Every four years Americans hold a presidential election. Somebody wins and somebody loses. That's life. But 2008 was an anomaly. The election of President Barack Obama is about something far bigger than four or even eight years in the White House. Since 2004, Americans have been witnessing and participating in the emergence of a Democratic majority that will last not four but forty years. To understand the emergence of a lasting Democratic majority we'll first have to spend a few moments reviewing the profound and relentless incompetence of the Bush administration -- and the pursuant collapse of the Republican Party. That means looking back at the failure of Republican ideas -- including a wholesale rejection of the myth of conservative superiority on the economy -- and holding our noses long enough to survey the gallery of truly repellent scoundrels, scandals, and screwups that the Republican Party has been responsible for over the last eight years.
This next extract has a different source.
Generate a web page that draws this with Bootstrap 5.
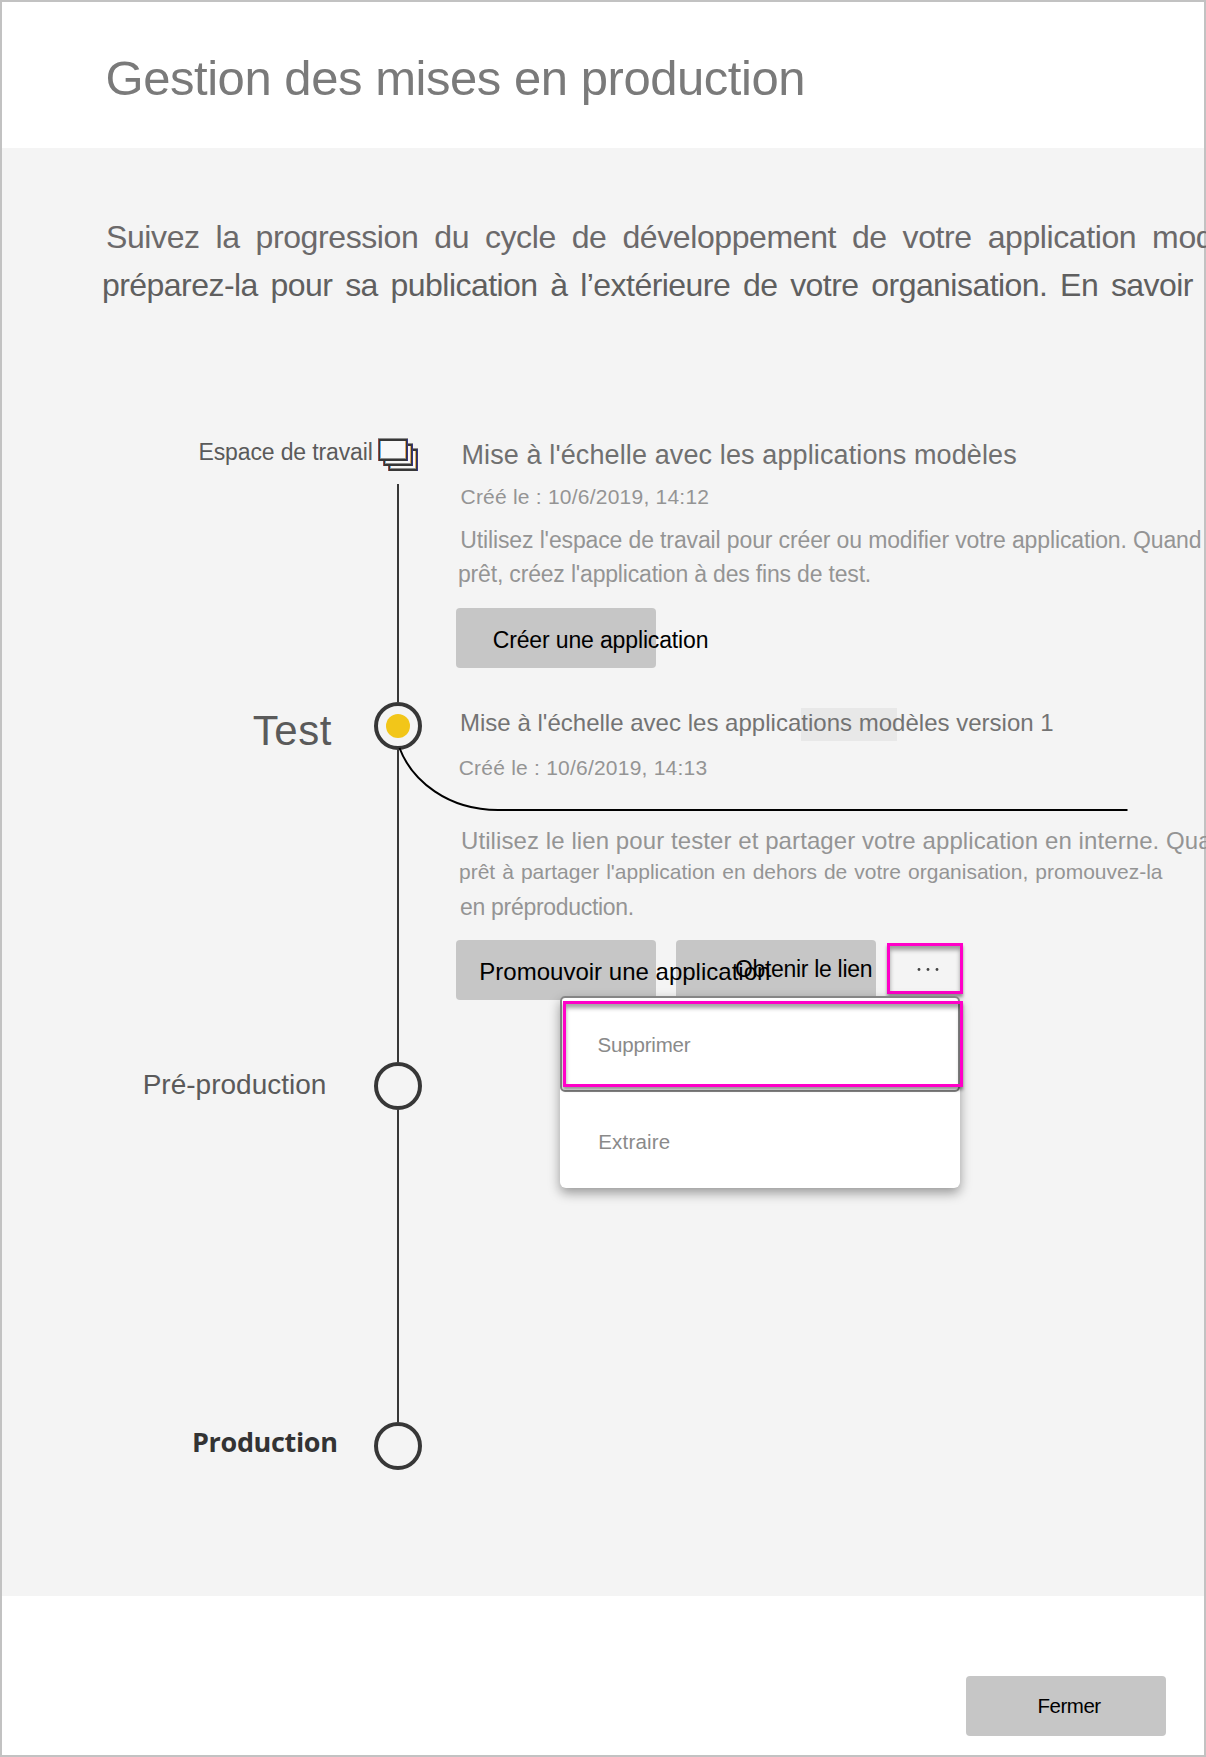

After completing the unpleasant but edifying task of autopsying the Republican Party, we'll examine the underpinnings of Democratic victories in 2004, 2006, and 2008 -- and make the argument for why Democrats are going to keep winning. (Two words: young people.) In short, the Republicans are going to keep getting spanked again and again for forty more years because we're right and they're wrong, and Americans know it.